Greenland: Angelica/Kvan was very sought after by the Greenlanders, who were eating the young stalks raw, they often went on long tours by land or by sea to gather the plant. The stalks gave a very important C-vitamin supplement to the Greenlanders' food. The stalks were preserved with seal-blubber and kept during winter in skin-bags. The dried leaves were smoked as tobacco.



Folk Medicine: 1400s: eaten in the morning the root helps against poisoning caused by food or drinks; water-decoct cleanse the breast,; upon a bite from a mad dog is put the crushed root boiled with honey.
Henrik Smid 1546: drives out poison, warm the blood, this goes for water destilled from the root and not from the leaves. Against the plague: crushed angelica mixed with teriak in angelica water - also helps against malaria,; in times of plague people were protected against infection, if they sniffed to the softened root in vinegar and mixed it in their drink. Angelica water and the powder from the root was good for all internal diseases - and against the same diseases wine or honey water-decoct from the root. The juice put in a hollow aching tooth, and in the ear for ear ache, in the eyes to make them clear - destilled water and the juice and powder from the plant to heal old deep wounds, make the flesh grow - the destillate was used as a painkilling means against podagra.
Simon Paulli 1648: Especially the root was used as an antidote, "there is no better advice or a better herb against the plague than angelica"; the pulverized root was strewn in the clothes against infection; in times of plague people rubbed the temples, wrists and the breast at the heart with angelica-balm. The root held in the mouth counteracts bad breath and breathlessness.

Officinalis 1772: Root and seeds were stated in the pharmacopoiea in 1772. The best quality roots and most of the roots were bought abroad by the pharmacists . The root was a part of a universal means for diseases of unknown nature and in a incense.
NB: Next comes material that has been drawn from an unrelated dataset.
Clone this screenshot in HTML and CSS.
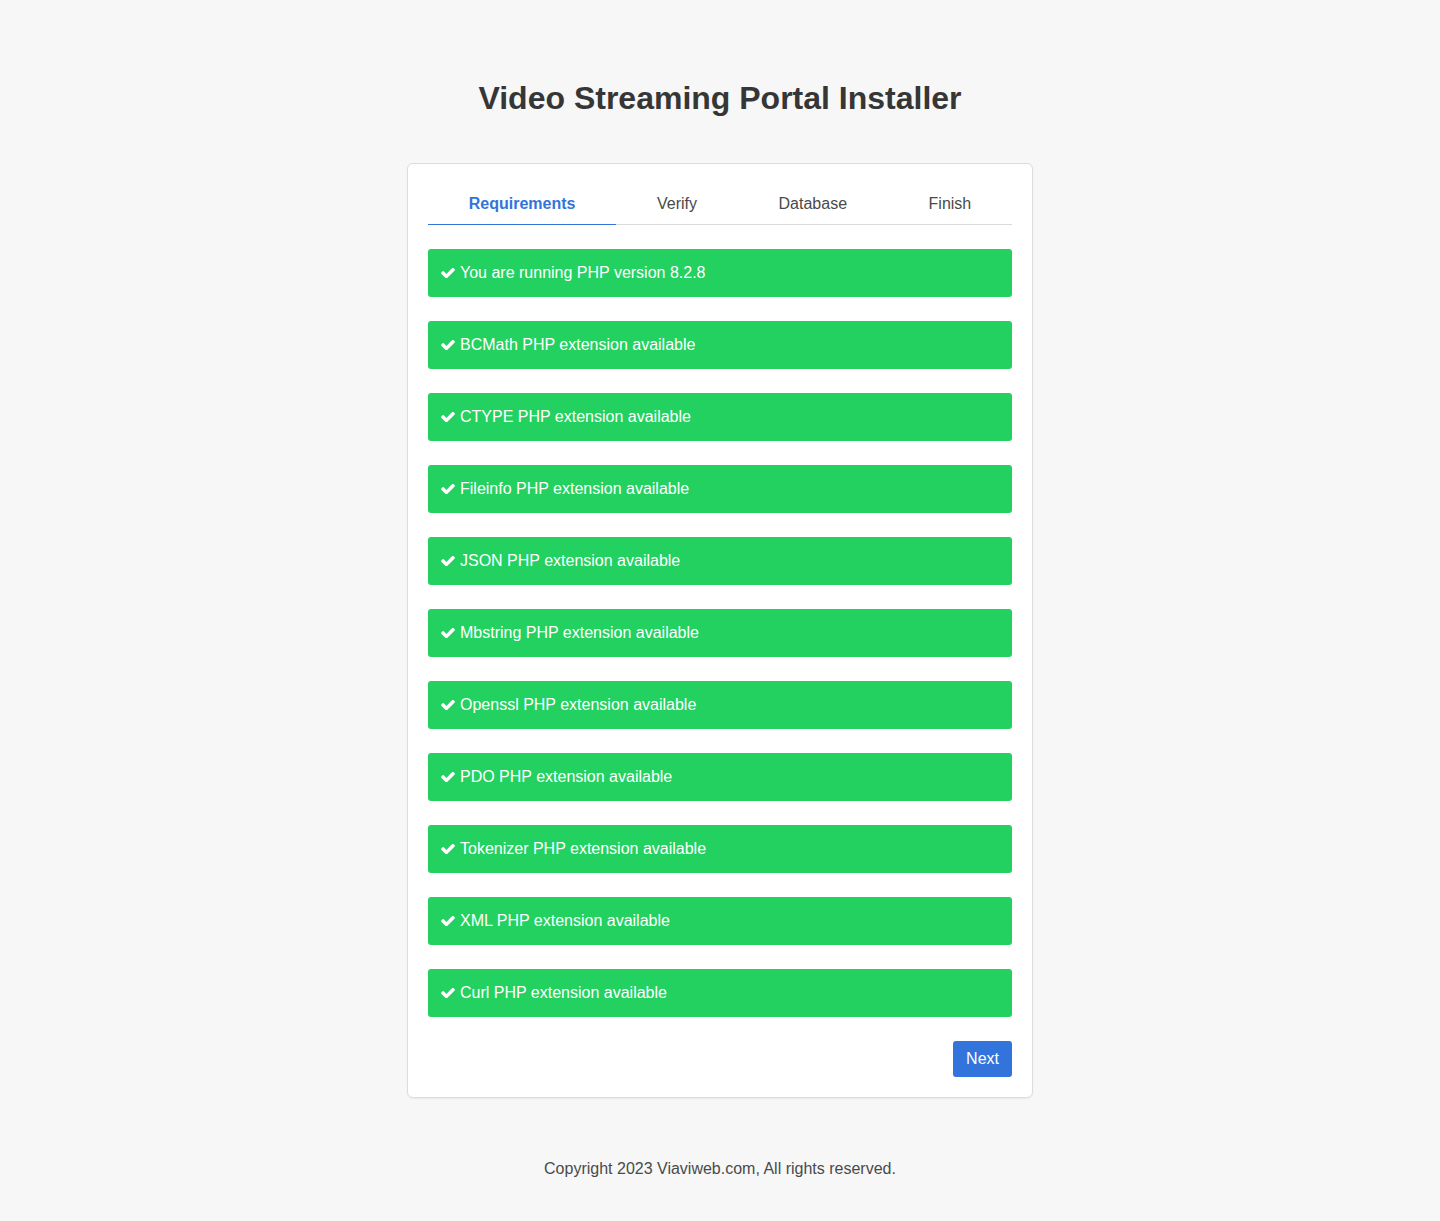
FILE: index.html
```html
<!DOCTYPE html>
<html>
<head>
<meta charset="utf-8">
<title>Video Streaming Portal Installer</title>
<link rel="stylesheet" href="styles.css">
</head>
<body>
<div class="page">
  <h1 class="title">Video Streaming Portal Installer</h1>
  <div class="card">
    <div class="tabs">
      <div class="tab active">Requirements</div>
      <div class="tab">Verify</div>
      <div class="tab">Database</div>
      <div class="tab">Finish</div>
    </div>
    <div class="list">
      <div class="alert"><svg class="check" viewBox="110 390 1570 1050"><path d="M1671 566q0 40-28 68l-724 724-136 136q-28 28-68 28t-68-28l-136-136-362-362q-28-28-28-68t28-68l136-136q28-28 68-28t68 28l294 295 656-657q28-28 68-28t68 28l136 136q28 28 28 68z"/></svg>You are running PHP version 8.2.8</div>
      <div class="alert"><svg class="check" viewBox="110 390 1570 1050"><path d="M1671 566q0 40-28 68l-724 724-136 136q-28 28-68 28t-68-28l-136-136-362-362q-28-28-28-68t28-68l136-136q28-28 68-28t68 28l294 295 656-657q28-28 68-28t68 28l136 136q28 28 28 68z"/></svg>BCMath PHP extension available</div>
      <div class="alert"><svg class="check" viewBox="110 390 1570 1050"><path d="M1671 566q0 40-28 68l-724 724-136 136q-28 28-68 28t-68-28l-136-136-362-362q-28-28-28-68t28-68l136-136q28-28 68-28t68 28l294 295 656-657q28-28 68-28t68 28l136 136q28 28 28 68z"/></svg>CTYPE PHP extension available</div>
      <div class="alert"><svg class="check" viewBox="110 390 1570 1050"><path d="M1671 566q0 40-28 68l-724 724-136 136q-28 28-68 28t-68-28l-136-136-362-362q-28-28-28-68t28-68l136-136q28-28 68-28t68 28l294 295 656-657q28-28 68-28t68 28l136 136q28 28 28 68z"/></svg>Fileinfo PHP extension available</div>
      <div class="alert"><svg class="check" viewBox="110 390 1570 1050"><path d="M1671 566q0 40-28 68l-724 724-136 136q-28 28-68 28t-68-28l-136-136-362-362q-28-28-28-68t28-68l136-136q28-28 68-28t68 28l294 295 656-657q28-28 68-28t68 28l136 136q28 28 28 68z"/></svg>JSON PHP extension available</div>
      <div class="alert"><svg class="check" viewBox="110 390 1570 1050"><path d="M1671 566q0 40-28 68l-724 724-136 136q-28 28-68 28t-68-28l-136-136-362-362q-28-28-28-68t28-68l136-136q28-28 68-28t68 28l294 295 656-657q28-28 68-28t68 28l136 136q28 28 28 68z"/></svg>Mbstring PHP extension available</div>
      <div class="alert"><svg class="check" viewBox="110 390 1570 1050"><path d="M1671 566q0 40-28 68l-724 724-136 136q-28 28-68 28t-68-28l-136-136-362-362q-28-28-28-68t28-68l136-136q28-28 68-28t68 28l294 295 656-657q28-28 68-28t68 28l136 136q28 28 28 68z"/></svg>Openssl PHP extension available</div>
      <div class="alert"><svg class="check" viewBox="110 390 1570 1050"><path d="M1671 566q0 40-28 68l-724 724-136 136q-28 28-68 28t-68-28l-136-136-362-362q-28-28-28-68t28-68l136-136q28-28 68-28t68 28l294 295 656-657q28-28 68-28t68 28l136 136q28 28 28 68z"/></svg>PDO PHP extension available</div>
      <div class="alert"><svg class="check" viewBox="110 390 1570 1050"><path d="M1671 566q0 40-28 68l-724 724-136 136q-28 28-68 28t-68-28l-136-136-362-362q-28-28-28-68t28-68l136-136q28-28 68-28t68 28l294 295 656-657q28-28 68-28t68 28l136 136q28 28 28 68z"/></svg>Tokenizer PHP extension available</div>
      <div class="alert"><svg class="check" viewBox="110 390 1570 1050"><path d="M1671 566q0 40-28 68l-724 724-136 136q-28 28-68 28t-68-28l-136-136-362-362q-28-28-28-68t28-68l136-136q28-28 68-28t68 28l294 295 656-657q28-28 68-28t68 28l136 136q28 28 28 68z"/></svg>XML PHP extension available</div>
      <div class="alert"><svg class="check" viewBox="110 390 1570 1050"><path d="M1671 566q0 40-28 68l-724 724-136 136q-28 28-68 28t-68-28l-136-136-362-362q-28-28-28-68t28-68l136-136q28-28 68-28t68 28l294 295 656-657q28-28 68-28t68 28l136 136q28 28 28 68z"/></svg>Curl PHP extension available</div>
    </div>
    <div class="actions">
      <button class="btn">Next</button>
    </div>
  </div>
  <p class="footer">Copyright 2023 Viaviweb.com, All rights reserved.</p>
</div>
</body>
</html>
```
FILE: styles.css
```css
html, body {
  margin: 0;
  padding: 0;
}
body {
  background: #f7f7f7;
  font-family: "Liberation Sans", Arial, sans-serif;
  color: #4a4a4a;
  font-size: 16px;
}
.page {
  display: flex;
  flex-direction: column;
  align-items: center;
  padding-top: 78px;
}
.title {
  margin: 0;
  font-size: 32px;
  line-height: 40px;
  font-weight: 700;
  color: #363636;
}
.card {
  margin-top: 45px;
  width: 584px;
  padding: 20px;
  background: #fff;
  border: 1px solid #dcdcdc;
  border-radius: 6px;
  box-shadow: 0 1px 2px rgba(0,0,0,0.06);
}
.tabs {
  display: flex;
  border-bottom: 1px solid #dbdbdb;
}
.tab {
  flex: 1 1 auto;
  text-align: center;
  padding: 10px 0 11px;
  line-height: 19px;
  color: #4a4a4a;
  margin-bottom: -1px;
  border-bottom: 1px solid transparent;
}
.tab.active {
  color: #3273dc;
  font-weight: 700;
  border-bottom-color: #3273dc;
}
.list {
  margin-top: 24px;
  display: flex;
  flex-direction: column;
  gap: 24px;
}
.alert {
  display: flex;
  align-items: center;
  height: 48px;
  box-sizing: border-box;
  padding: 0 13px;
  background: #23d160;
  color: #fff;
  border-radius: 3px;
  font-size: 16px;
}
.check {
  width: 14px;
  height: 10px;
  fill: #fff;
  margin-right: 5px;
  flex-shrink: 0;
}
.actions {
  display: flex;
  justify-content: flex-end;
  margin-top: 24px;
}
.btn {
  font-family: "Liberation Sans", Arial, sans-serif;
  font-size: 16px;
  color: #fff;
  background: #3273dc;
  border: none;
  border-radius: 3px;
  height: 36px;
  padding: 0 13px;
  cursor: pointer;
}
.footer {
  margin: 61px 0 0;
  font-size: 16px;
  line-height: 20px;
  color: #4a4a4a;
}
```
It was a part of "Tycho Brahe's" prescriptions against the plague (1500s); and in a profylactic plague-aquavite (1700s). Wine-essence from angelica, alant and kalmus root as a drink against angst and giddiness; the root pulled on a red silken band and worn around the neck protected against both angst and giddiness. The root was in a tea against consumption and in a cake against jaundice, in snaps for internal pain. The root was considered good for the stomach, angelica was in a medicine " A Wise Man's Stomach Drops".

Magic: The root was worn against exorcism, (1400s) ; it was used in incense or wine essence as a protection in diseases caused by witchcraft; it was a part of a magic means against witchcraft in the cattle; it was given in the fodder to bewitched chickens and put in the churn to get butter from bewitched cream.

At the Faroe Islands: When an infectuous disease came to the village, people eat angelica or had some in the pocket; this was especially for those, who brought the bodies to the church yard; in 1915 a garland of angelica was bound around the neck of bad-smelling corpses; people also placed stalks and leaves in the door-opening or in the front-room as a protection against infection, they planted it by the outhouses and at the church yards. If people had warts, they should one evening grib around a dewy angelica upon a church yard. The root was placed under the pillow against insomnia, but the root had to be removed as soon as the sleep had come or else would the person never wake again.

Source: V. J. Brøndegaard, Folk og Flora, Dansk Etnobotanik 3, 1979


Angelica floating in the inland water stream


photo Hals Færgehavn 2008: grethe bachmann

2 comments:

stardust said...

Your photos featuring Angelica is so natural and beautiful. Thanks for the explanation about this plant.

Yoko

Thyra said...

Hej Yoko, thank you very much. It's such an interesting plant with a long history - and I get excited when I find it! It is rather rare now.